> Dataset records

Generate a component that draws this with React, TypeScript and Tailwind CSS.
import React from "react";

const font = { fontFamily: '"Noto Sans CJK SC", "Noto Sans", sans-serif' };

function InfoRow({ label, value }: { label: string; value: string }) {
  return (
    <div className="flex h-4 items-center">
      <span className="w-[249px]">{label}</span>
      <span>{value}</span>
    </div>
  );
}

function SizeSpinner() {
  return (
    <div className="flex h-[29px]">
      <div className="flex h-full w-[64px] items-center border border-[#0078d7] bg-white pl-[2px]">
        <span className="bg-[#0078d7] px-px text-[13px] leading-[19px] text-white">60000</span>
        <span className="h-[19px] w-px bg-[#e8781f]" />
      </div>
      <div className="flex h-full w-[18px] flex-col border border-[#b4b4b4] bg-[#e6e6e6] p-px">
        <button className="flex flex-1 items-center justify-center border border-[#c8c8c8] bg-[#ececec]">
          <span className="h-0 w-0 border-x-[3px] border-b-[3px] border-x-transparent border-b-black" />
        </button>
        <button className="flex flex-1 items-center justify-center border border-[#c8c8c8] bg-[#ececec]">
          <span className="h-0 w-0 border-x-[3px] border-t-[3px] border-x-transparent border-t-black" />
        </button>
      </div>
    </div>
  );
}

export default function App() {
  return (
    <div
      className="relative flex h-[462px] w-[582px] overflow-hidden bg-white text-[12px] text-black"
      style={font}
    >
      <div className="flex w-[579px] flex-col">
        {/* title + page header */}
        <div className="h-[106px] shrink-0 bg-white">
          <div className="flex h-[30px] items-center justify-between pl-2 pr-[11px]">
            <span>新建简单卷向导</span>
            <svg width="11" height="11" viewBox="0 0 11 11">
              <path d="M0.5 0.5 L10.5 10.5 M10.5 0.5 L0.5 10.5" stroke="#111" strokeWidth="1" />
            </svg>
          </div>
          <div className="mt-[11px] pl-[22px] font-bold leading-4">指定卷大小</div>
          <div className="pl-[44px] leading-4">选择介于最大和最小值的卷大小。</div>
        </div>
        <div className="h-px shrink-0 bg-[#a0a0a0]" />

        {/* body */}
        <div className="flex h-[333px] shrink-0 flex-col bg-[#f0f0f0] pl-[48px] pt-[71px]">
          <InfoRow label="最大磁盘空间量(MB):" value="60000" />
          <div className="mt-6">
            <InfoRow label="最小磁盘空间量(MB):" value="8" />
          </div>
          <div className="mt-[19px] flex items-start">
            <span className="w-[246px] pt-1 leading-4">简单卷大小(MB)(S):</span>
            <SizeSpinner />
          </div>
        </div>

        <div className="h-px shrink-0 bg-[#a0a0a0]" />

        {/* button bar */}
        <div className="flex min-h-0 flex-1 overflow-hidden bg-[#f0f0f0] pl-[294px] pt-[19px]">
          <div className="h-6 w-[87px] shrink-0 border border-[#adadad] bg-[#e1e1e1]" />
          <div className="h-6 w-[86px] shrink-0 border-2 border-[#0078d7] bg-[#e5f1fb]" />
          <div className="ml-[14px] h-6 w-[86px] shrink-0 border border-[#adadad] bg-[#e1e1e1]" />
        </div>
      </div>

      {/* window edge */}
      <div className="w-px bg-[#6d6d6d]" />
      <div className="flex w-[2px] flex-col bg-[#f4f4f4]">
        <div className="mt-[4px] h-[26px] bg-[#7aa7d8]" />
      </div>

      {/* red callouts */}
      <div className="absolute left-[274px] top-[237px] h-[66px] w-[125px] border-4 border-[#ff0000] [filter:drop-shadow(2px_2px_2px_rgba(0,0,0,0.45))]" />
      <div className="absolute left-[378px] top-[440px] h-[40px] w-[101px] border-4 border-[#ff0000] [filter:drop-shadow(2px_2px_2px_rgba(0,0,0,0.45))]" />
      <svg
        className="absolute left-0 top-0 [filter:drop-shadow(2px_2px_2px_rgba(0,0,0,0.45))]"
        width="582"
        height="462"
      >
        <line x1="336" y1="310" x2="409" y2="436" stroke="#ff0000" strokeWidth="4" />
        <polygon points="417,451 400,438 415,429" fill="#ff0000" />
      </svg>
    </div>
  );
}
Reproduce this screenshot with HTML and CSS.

> What this task involves
Copy out all of the lines above exactly.

> The answer
Generate a component that draws this with React, TypeScript and Tailwind CSS.
import React from "react";

const font = { fontFamily: '"Noto Sans CJK SC", "Noto Sans", sans-serif' };

function InfoRow({ label, value }: { label: string; value: string }) {
  return (
    <div className="flex h-4 items-center">
      <span className="w-[249px]">{label}</span>
      <span>{value}</span>
    </div>
  );
}

function SizeSpinner() {
  return (
    <div className="flex h-[29px]">
      <div className="flex h-full w-[64px] items-center border border-[#0078d7] bg-white pl-[2px]">
        <span className="bg-[#0078d7] px-px text-[13px] leading-[19px] text-white">60000</span>
        <span className="h-[19px] w-px bg-[#e8781f]" />
      </div>
      <div className="flex h-full w-[18px] flex-col border border-[#b4b4b4] bg-[#e6e6e6] p-px">
        <button className="flex flex-1 items-center justify-center border border-[#c8c8c8] bg-[#ececec]">
          <span className="h-0 w-0 border-x-[3px] border-b-[3px] border-x-transparent border-b-black" />
        </button>
        <button className="flex flex-1 items-center justify-center border border-[#c8c8c8] bg-[#ececec]">
          <span className="h-0 w-0 border-x-[3px] border-t-[3px] border-x-transparent border-t-black" />
        </button>
      </div>
    </div>
  );
}

export default function App() {
  return (
    <div
      className="relative flex h-[462px] w-[582px] overflow-hidden bg-white text-[12px] text-black"
      style={font}
    >
      <div className="flex w-[579px] flex-col">
        {/* title + page header */}
        <div className="h-[106px] shrink-0 bg-white">
          <div className="flex h-[30px] items-center justify-between pl-2 pr-[11px]">
            <span>新建简单卷向导</span>
            <svg width="11" height="11" viewBox="0 0 11 11">
              <path d="M0.5 0.5 L10.5 10.5 M10.5 0.5 L0.5 10.5" stroke="#111" strokeWidth="1" />
            </svg>
          </div>
          <div className="mt-[11px] pl-[22px] font-bold leading-4">指定卷大小</div>
          <div className="pl-[44px] leading-4">选择介于最大和最小值的卷大小。</div>
        </div>
        <div className="h-px shrink-0 bg-[#a0a0a0]" />

        {/* body */}
        <div className="flex h-[333px] shrink-0 flex-col bg-[#f0f0f0] pl-[48px] pt-[71px]">
          <InfoRow label="最大磁盘空间量(MB):" value="60000" />
          <div className="mt-6">
            <InfoRow label="最小磁盘空间量(MB):" value="8" />
          </div>
          <div className="mt-[19px] flex items-start">
            <span className="w-[246px] pt-1 leading-4">简单卷大小(MB)(S):</span>
            <SizeSpinner />
          </div>
        </div>

        <div className="h-px shrink-0 bg-[#a0a0a0]" />

        {/* button bar */}
        <div className="flex min-h-0 flex-1 overflow-hidden bg-[#f0f0f0] pl-[294px] pt-[19px]">
          <div className="h-6 w-[87px] shrink-0 border border-[#adadad] bg-[#e1e1e1]" />
          <div className="h-6 w-[86px] shrink-0 border-2 border-[#0078d7] bg-[#e5f1fb]" />
          <div className="ml-[14px] h-6 w-[86px] shrink-0 border border-[#adadad] bg-[#e1e1e1]" />
        </div>
      </div>

      {/* window edge */}
      <div className="w-px bg-[#6d6d6d]" />
      <div className="flex w-[2px] flex-col bg-[#f4f4f4]">
        <div className="mt-[4px] h-[26px] bg-[#7aa7d8]" />
      </div>

      {/* red callouts */}
      <div className="absolute left-[274px] top-[237px] h-[66px] w-[125px] border-4 border-[#ff0000] [filter:drop-shadow(2px_2px_2px_rgba(0,0,0,0.45))]" />
      <div className="absolute left-[378px] top-[440px] h-[40px] w-[101px] border-4 border-[#ff0000] [filter:drop-shadow(2px_2px_2px_rgba(0,0,0,0.45))]" />
      <svg
        className="absolute left-0 top-0 [filter:drop-shadow(2px_2px_2px_rgba(0,0,0,0.45))]"
        width="582"
        height="462"
      >
        <line x1="336" y1="310" x2="409" y2="436" stroke="#ff0000" strokeWidth="4" />
        <polygon points="417,451 400,438 415,429" fill="#ff0000" />
      </svg>
    </div>
  );
}
Reproduce this screenshot with HTML and CSS.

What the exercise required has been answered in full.